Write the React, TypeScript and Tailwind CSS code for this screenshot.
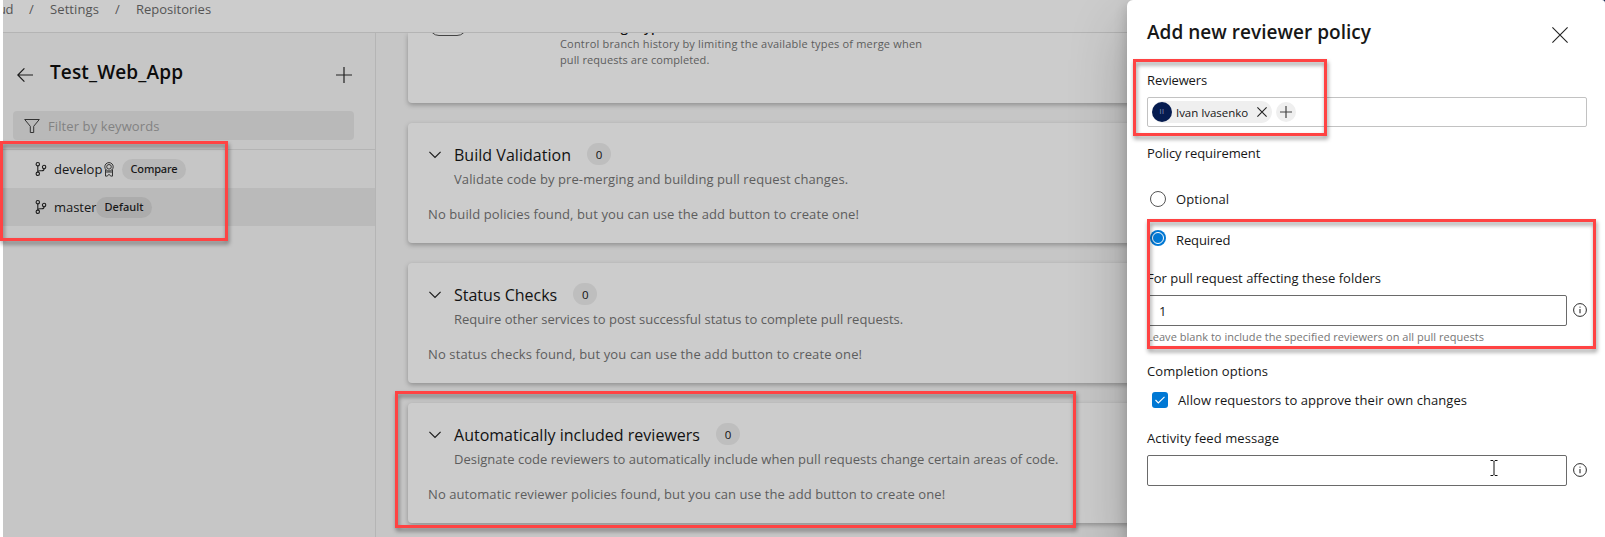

* * *

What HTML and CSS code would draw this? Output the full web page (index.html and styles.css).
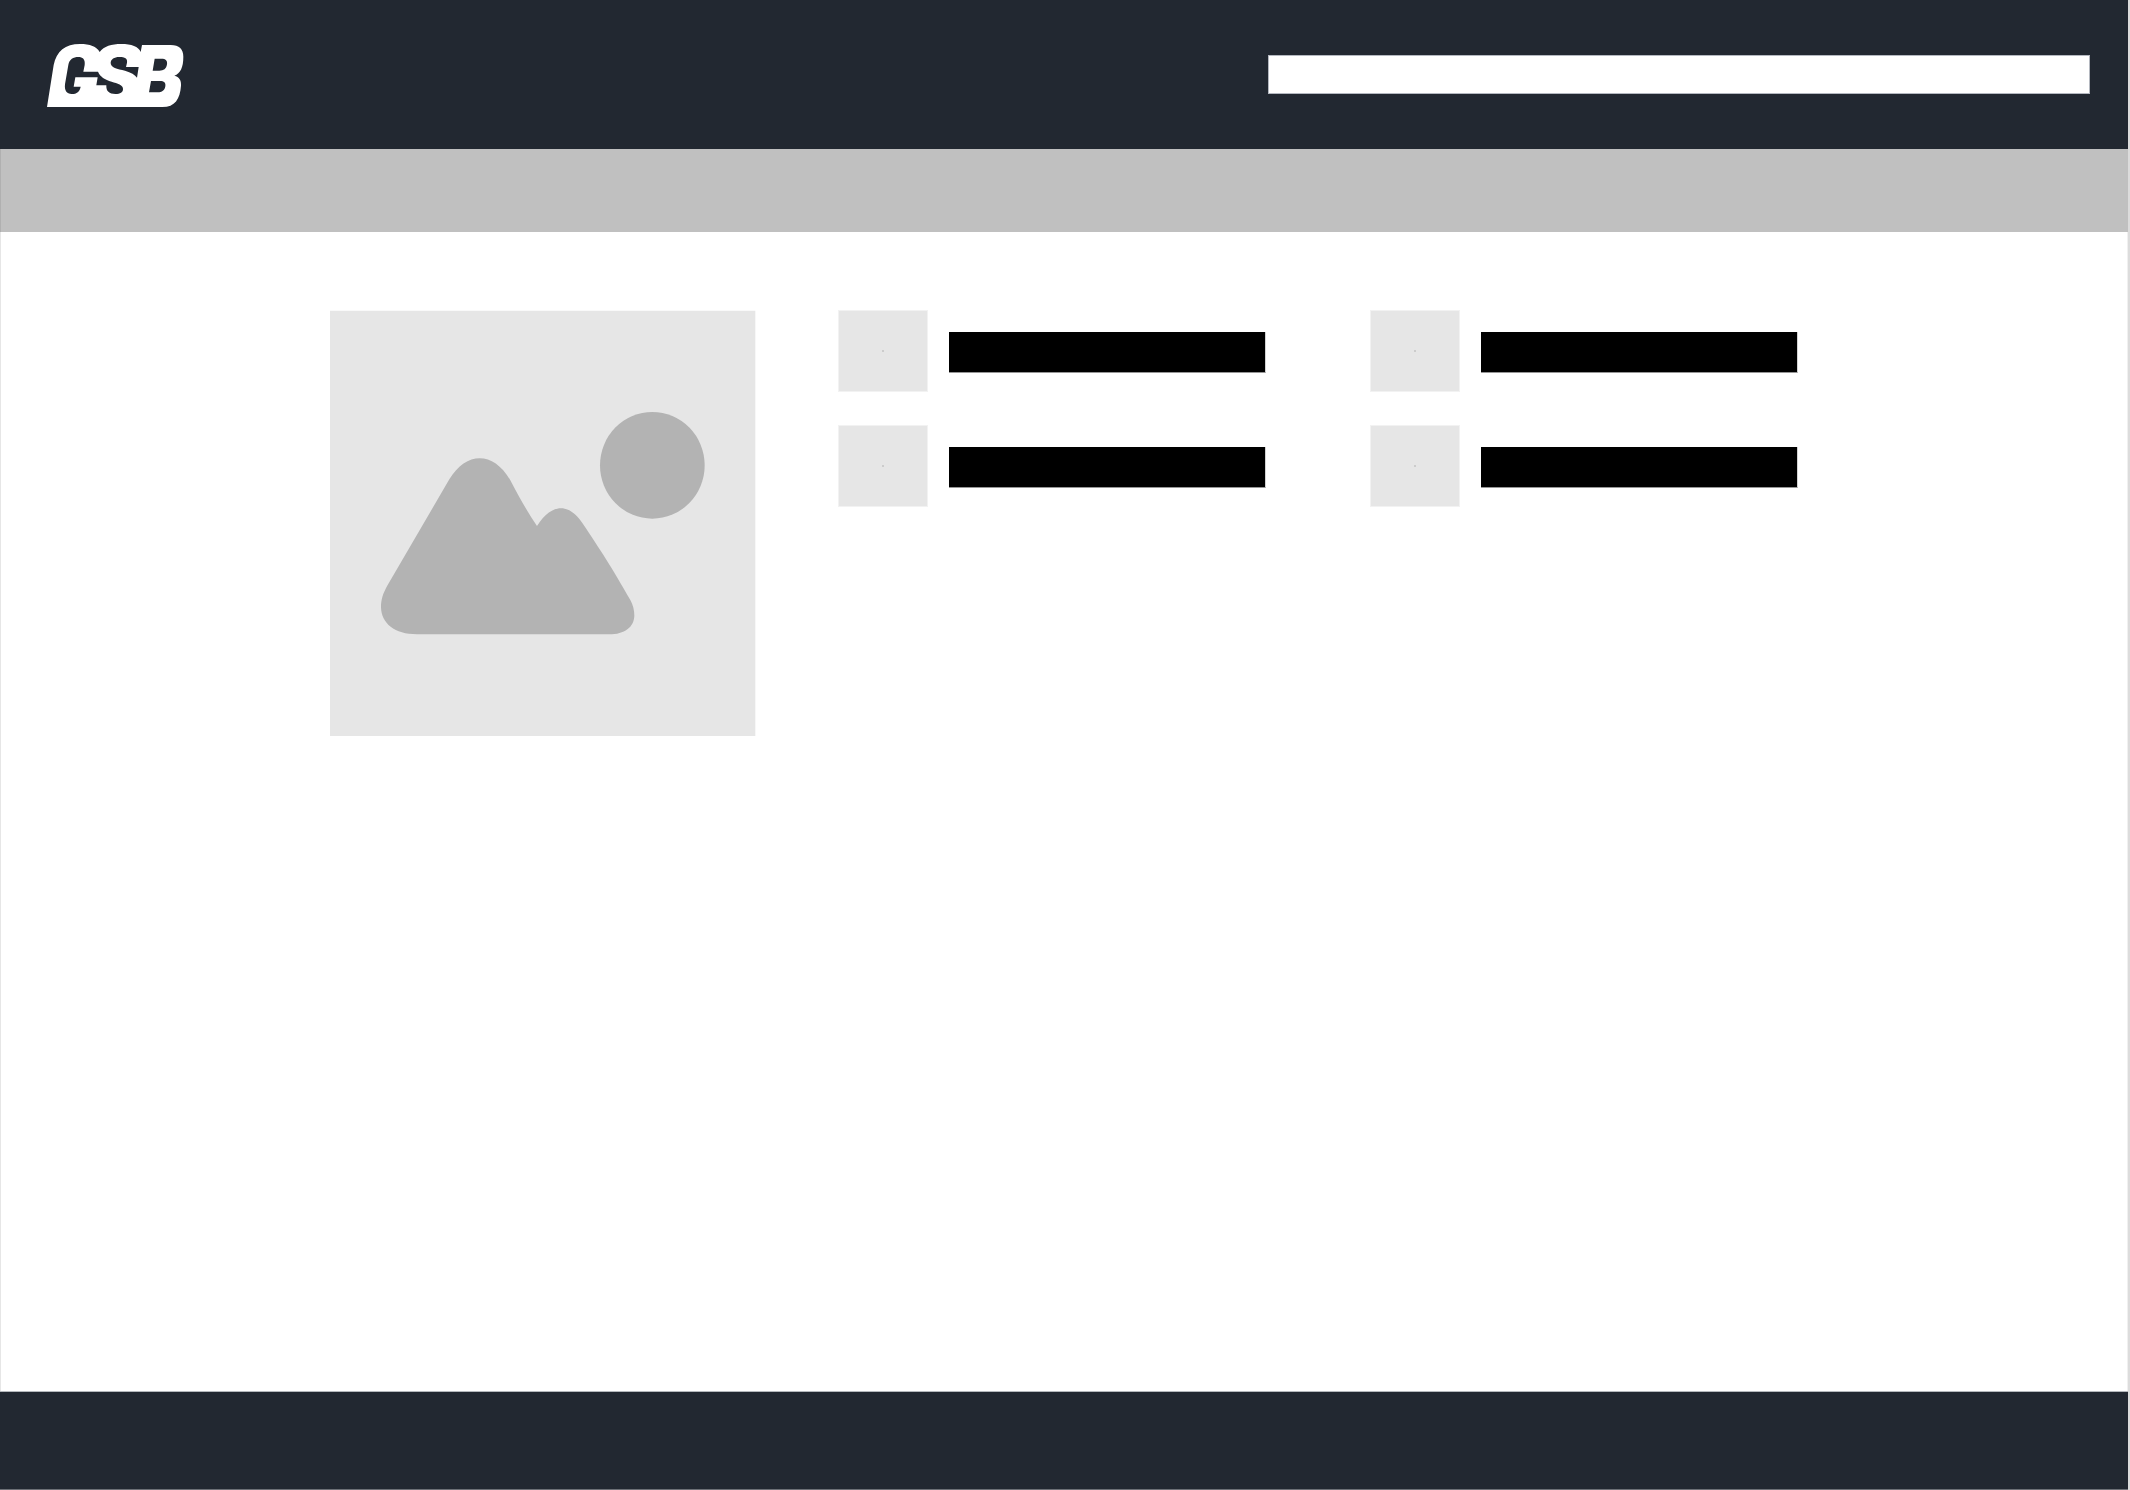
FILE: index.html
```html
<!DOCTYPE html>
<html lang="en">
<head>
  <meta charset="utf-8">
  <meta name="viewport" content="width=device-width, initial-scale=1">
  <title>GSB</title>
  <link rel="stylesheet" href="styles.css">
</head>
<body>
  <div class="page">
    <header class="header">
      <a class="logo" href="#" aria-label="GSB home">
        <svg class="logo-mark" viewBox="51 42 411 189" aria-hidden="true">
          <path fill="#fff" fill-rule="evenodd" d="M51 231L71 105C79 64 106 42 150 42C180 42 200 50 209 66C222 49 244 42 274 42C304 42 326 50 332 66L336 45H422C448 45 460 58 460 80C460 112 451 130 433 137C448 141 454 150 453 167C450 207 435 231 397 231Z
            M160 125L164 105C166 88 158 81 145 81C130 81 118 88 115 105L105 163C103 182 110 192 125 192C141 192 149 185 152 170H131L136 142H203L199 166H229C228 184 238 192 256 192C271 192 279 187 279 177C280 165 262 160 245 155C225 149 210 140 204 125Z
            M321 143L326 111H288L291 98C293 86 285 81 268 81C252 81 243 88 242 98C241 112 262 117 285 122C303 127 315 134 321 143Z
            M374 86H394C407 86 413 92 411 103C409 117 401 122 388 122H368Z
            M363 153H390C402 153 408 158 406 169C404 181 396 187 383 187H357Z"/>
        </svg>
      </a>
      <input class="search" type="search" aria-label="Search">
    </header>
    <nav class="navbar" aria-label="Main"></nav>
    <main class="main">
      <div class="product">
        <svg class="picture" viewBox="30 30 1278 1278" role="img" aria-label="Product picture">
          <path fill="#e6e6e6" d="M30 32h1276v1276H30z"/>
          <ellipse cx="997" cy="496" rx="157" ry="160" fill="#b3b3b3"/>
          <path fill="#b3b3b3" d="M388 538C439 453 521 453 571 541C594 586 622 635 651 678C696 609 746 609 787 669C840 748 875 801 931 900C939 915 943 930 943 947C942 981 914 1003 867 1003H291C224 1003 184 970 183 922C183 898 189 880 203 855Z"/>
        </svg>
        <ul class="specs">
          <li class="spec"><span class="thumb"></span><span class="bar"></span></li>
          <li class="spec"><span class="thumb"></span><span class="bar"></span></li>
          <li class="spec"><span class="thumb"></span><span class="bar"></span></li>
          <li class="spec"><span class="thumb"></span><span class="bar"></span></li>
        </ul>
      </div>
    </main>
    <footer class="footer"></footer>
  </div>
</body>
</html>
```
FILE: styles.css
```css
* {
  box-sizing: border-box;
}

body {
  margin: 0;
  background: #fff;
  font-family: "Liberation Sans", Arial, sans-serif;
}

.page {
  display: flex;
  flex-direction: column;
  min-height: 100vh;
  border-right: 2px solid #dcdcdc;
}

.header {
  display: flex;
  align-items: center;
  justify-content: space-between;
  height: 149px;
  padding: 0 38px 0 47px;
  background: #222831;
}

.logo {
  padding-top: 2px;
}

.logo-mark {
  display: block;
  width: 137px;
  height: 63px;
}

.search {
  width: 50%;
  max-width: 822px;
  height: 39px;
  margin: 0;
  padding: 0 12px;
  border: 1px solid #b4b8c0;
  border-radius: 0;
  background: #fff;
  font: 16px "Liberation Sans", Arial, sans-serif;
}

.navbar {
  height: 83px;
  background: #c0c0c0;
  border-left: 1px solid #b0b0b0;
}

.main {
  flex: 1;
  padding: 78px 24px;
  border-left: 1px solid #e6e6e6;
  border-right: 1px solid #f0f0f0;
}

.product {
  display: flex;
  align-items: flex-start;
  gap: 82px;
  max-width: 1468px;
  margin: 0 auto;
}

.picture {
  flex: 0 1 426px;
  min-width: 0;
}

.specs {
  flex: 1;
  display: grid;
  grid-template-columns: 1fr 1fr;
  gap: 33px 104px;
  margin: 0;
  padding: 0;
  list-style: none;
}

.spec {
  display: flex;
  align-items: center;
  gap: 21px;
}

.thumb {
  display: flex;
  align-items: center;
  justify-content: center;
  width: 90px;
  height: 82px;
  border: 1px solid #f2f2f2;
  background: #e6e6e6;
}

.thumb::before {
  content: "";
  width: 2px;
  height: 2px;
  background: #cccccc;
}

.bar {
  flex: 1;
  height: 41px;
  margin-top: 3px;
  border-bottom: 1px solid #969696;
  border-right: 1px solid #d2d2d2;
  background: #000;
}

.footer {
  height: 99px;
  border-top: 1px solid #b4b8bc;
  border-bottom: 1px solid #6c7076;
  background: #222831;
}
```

==

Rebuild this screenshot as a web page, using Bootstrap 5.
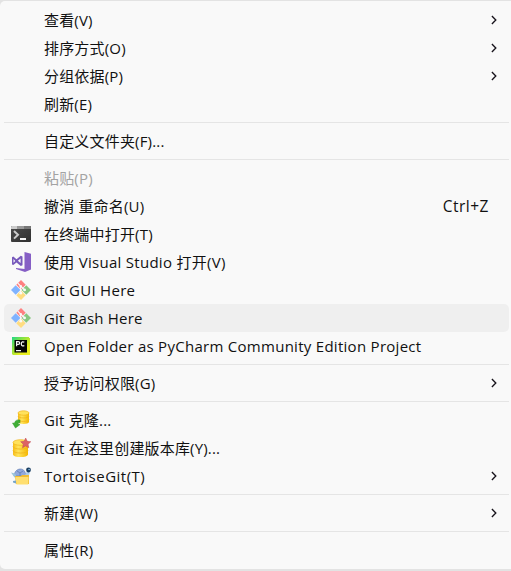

* **Set exercise**
Take each line containing the string "index" and copy it out.

* **Written solution**
What HTML and CSS code would draw this? Output the full web page (index.html and styles.css).
FILE: index.html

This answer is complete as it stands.